Dual Agency Risks for Sellers- What Homeowners Need to Know Before Agreeing

What Is Dual Agency in Real Estate?

Dual agency occurs when one agent represents both the buyer and the seller in the same transaction. While it may seem efficient, it fundamentally changes the agent’s role—from advocate to neutral party.

That shift is where the biggest risks begin.

The Major Dual Agency Risks for Sellers

1. Loss of Full Advocacy

In a traditional listing, your agent works solely for you—strategizing, negotiating, and protecting your interests.

In dual agency, that disappears. The agent must remain neutral, which means:

  • No pushing the buyer to increase their offer
  • No strategic pricing or counteroffer guidance
  • No sharing buyer motivations or leverage points

From LivNow’s perspective, this is the biggest concern—you lose the expert guidance that directly impacts your final sale price.

2. Reduced Negotiation Power

When no one is fully advocating for you, your leverage drops. Sellers in dual agency situations often face:

  • Lower sale prices
  • Weaker contract terms
  • Missed negotiation opportunities

For clients we support, maximizing proceeds is usually a priority—especially when funding a move into senior living. Dual agency works against that goal.

3. Built-In Conflict of Interest

A dual agent only earns the full commission if the deal closes. That creates natural pressure to:

  • Keep the deal moving (even if terms aren’t ideal)
  • Encourage acceptance of lower offers
  • Minimize friction rather than maximize outcomes

This isn’t always intentional—but it’s structural.

4. Limited Transparency

Dual agents cannot disclose key insights like:

  • What the buyer can actually afford
  • How motivated they are
  • Whether they would go higher

Without that information, you’re negotiating at a disadvantage.

5. More Complexity, Not Less

Dual agency is often marketed as “simpler,” but in reality:

  • Buyers may rely on your agent for guidance
  • Communication can become unclear
  • You may take on more decision-making responsibility

Instead of removing stress, it can shift it onto you.

6. Higher Legal & Ethical Risk

Because of these conflicts, dual agency is more prone to:

  • Misunderstandings
  • Disputes
  • Legal challenges

Some states have restricted or banned it altogether.

Designated Agency

Dual agency can also exist at the brokerage level, even when two different agents are involved. This is commonly referred to as designated agency, where one agent from a brokerage represents the seller and another agent from the same brokerage represents the buyer. While the conflict of interest is reduced because each party has their own agent, the brokerage itself still has a financial interest in both sides of the transaction. Sellers should understand how representation works within the brokerage and ask questions before agreeing to any arrangement.
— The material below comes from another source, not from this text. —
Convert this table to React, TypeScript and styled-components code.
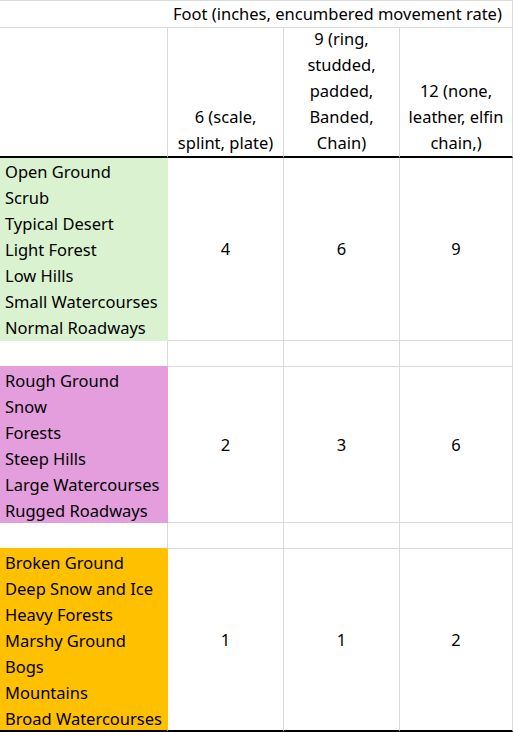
import React from "react";
import styled, { createGlobalStyle } from "styled-components";

const GlobalStyle = createGlobalStyle`
  body {
    margin: 0;
    background: #ffffff;
    font-family: "Noto Sans", "Open Sans", sans-serif;
    color: #000000;
  }
`;

const grid = "#dadada";

type Group = {
  fill: string;
  terrain: string[];
  rates: string[];
};

const groups: Group[] = [
  {
    fill: "#daf2d0",
    terrain: [
      "Open Ground",
      "Scrub",
      "Typical Desert",
      "Light Forest",
      "Low Hills",
      "Small Watercourses",
      "Normal Roadways",
    ],
    rates: ["4", "6", "9"],
  },
  {
    fill: "#e49edd",
    terrain: [
      "Rough Ground",
      "Snow",
      "Forests",
      "Steep Hills",
      "Large Watercourses",
      "Rugged Roadways",
    ],
    rates: ["2", "3", "6"],
  },
  {
    fill: "#ffc000",
    terrain: [
      "Broken Ground",
      "Deep Snow and Ice",
      "Heavy Forests",
      "Marshy Ground",
      "Bogs",
      "Mountains",
      "Broad Watercourses",
    ],
    rates: ["1", "1", "2"],
  },
];

const armour = [
  ["6 (scale,", "splint, plate)"],
  ["9 (ring,", "studded,", "padded,", "Banded,", "Chain)"],
  ["12 (none,", "leather, elfin", "chain,)"],
];

const Sheet = styled.div`
  display: grid;
  grid-template-columns: 168px 116px 116px 113px;
  width: 513px;
  border-top: 1px solid ${grid};
  font-size: 16.5px;
  line-height: 26px;
`;

const Cell = styled.div<{ $h: number; $fill?: string; $under?: string; $thick?: boolean }>`
  box-sizing: border-box;
  height: ${(p) => p.$h}px;
  background: ${(p) => p.$fill || "transparent"};
  border-right: 1px solid ${(p) => p.$fill || grid};
  border-bottom: ${(p) => (p.$thick ? "2px solid #000" : `1px solid ${p.$under || p.$fill || grid}`)};
  overflow: hidden;
`;

const BlankCorner = styled(Cell)`
  border-right: none;
`;

const TitleCell = styled(Cell)`
  grid-column: span 3;
  padding-left: 5px;
  white-space: nowrap;
`;

const HeadCell = styled(Cell)`
  display: flex;
  flex-direction: column;
  justify-content: flex-end;
  align-items: center;
  text-align: center;
`;

const TerrainCell = styled(Cell)`
  display: flex;
  flex-direction: column;
  padding: 1px 0 0 5px;
`;

const RateCell = styled(Cell)`
  display: flex;
  align-items: center;
  justify-content: center;
`;

const Line = styled.span`
  display: block;
  flex: none;
  height: 26px;
  white-space: nowrap;
`;

const groupHeight = (g: Group, i: number) => {
  const last = i === groups.length - 1;
  const lines = g.terrain.length * 26;
  if (i === 0) return lines + 1;
  return last ? lines + 1 : lines;
};

export default function App() {
  return (
    <>
      <GlobalStyle />
      <Sheet>
        <BlankCorner $h={27} />
        <TitleCell $h={27}>Foot (inches, encumbered movement rate)</TitleCell>

        <Cell $h={130} $thick />
        {armour.map((lines, i) => (
          <HeadCell key={i} $h={130} $thick>
            {lines.map((l) => (
              <Line key={l}>{l}</Line>
            ))}
          </HeadCell>
        ))}

        {groups.map((g, i) => {
          const last = i === groups.length - 1;
          const h = groupHeight(g, i);
          const next = groups[i + 1];
          return (
            <React.Fragment key={g.fill}>
              <TerrainCell $h={h} $fill={g.fill} $thick={last}>
                {g.terrain.map((t) => (
                  <Line key={t}>{t}</Line>
                ))}
              </TerrainCell>
              {g.rates.map((r, j) => (
                <RateCell key={j} $h={h} $thick={last}>
                  {r}
                </RateCell>
              ))}
              {next && (
                <>
                  <Cell $h={26} $under={next.fill} />
                  <Cell $h={26} />
                  <Cell $h={26} />
                  <Cell $h={26} />
                </>
              )}
            </React.Fragment>
          );
        })}
      </Sheet>
    </>
  );
}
Are There Any Benefits? (With Caution)

To be fair, there are a few potential upsides:

  • Faster communication
  • Possible commission savings
  • A more centralized process

But these only matter if you’re comfortable giving up negotiation strength and full representation.

When Dual Agency Might Work

In limited cases, dual agency can make sense:

  • You prioritize speed over price
  • The buyer is highly motivated and qualified
  • The transaction is very straightforward
  • You’re comfortable negotiating on your own

Even then, it’s important to go in fully informed.

LivNow’s Perspective: At LivNow, we do not recommend dual agency for most sellers. Why? Because the transition into senior living (or any major move) is already complex—and giving up full representation adds unnecessary risk at a time when you need strong advocacy the most.

LivNow’s Recommendation: Protect Your Outcome

At LivNow, we strongly encourage sellers to work with a dedicated listing agent who represents only their interests.

More specifically, we recommend working with:

  • Full-time, producing agents
  • Professionals with strong negotiation experience
  • Realtors who understand transition timelines (especially for senior living moves)

This ensures you have:

  • Clear advocacy
  • Strong pricing strategy
  • Maximum market exposure
  • Better financial outcomes

Because at the end of the day, the sale of your home directly impacts your next chapter.

How to Protect Yourself (If You’re Considering Dual Agency)

If you do move forward:

  • Ask for a commission reduction
  • Confirm buyer qualifications early
  • Clearly understand what your agent cannot advise on
  • Never agree under pressure

Final Thoughts

Dual agency may sound convenient, but the risks for sellers are real—and often costly. The moment you agree to it, you give up the full advocacy that can directly impact your bottom line.

For most sellers—especially those navigating a major life transition—having a dedicated agent isn’t just helpful, it’s critical.